Is this a bug in ITensorGPU, or is there possibly something missing in my code?

Yes, unfortunately our GPU backend doesn’t work for QN conserving tensors right now. It will be a bit of a project to get it working and we haven’t had the time yet but hopefully we will support it soon!

Hi @mtfishman

Thank you for getting back to me. That’s a bummer! It would be great to add that to ITensorGPU documentation so that others do not run into this.

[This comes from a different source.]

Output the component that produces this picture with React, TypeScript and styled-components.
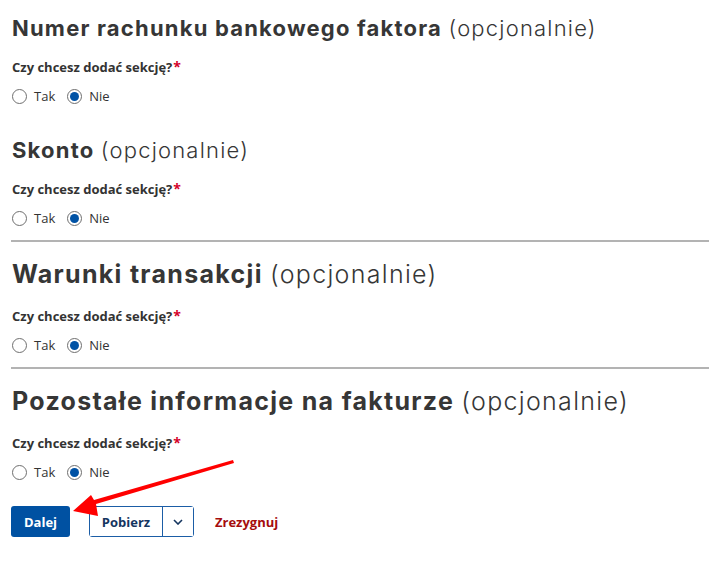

Any idea on when QN conserving tensors might be added to the GPU backend? I am potentially interested in helping with the effort.

Thank you!
Roman

I think it wouldn’t be too hard to get some version working. A strategy would be to work through primitive operations like tensor contraction and SVD which DMRG relies on, try running the code using QN ITensors allocated on GPU and work through the errors you come across. So for example run the code:

using ITensors
using ITensorGPU

i = Index([QN(0) => 2, QN(1) => 2])
j = sim(i) 
k = sim(i) 
A = cu(randomITensor(i, dag(j)))
B = cu(randomITensor(j, dag(k)))
A * B
svd(A, i)

and work through the errors that come up.

I think the bigger challenge will be making it efficient, since there aren’t libraries for performing block sparse tensor contractions on GPU. For the CPU code we basically just loop over the QN blocks and perform dense contractions of blocks (with optional multithreading over block contractions that can be done in parallel), but for many small blocks I think this will be inefficient on GPU if done naively.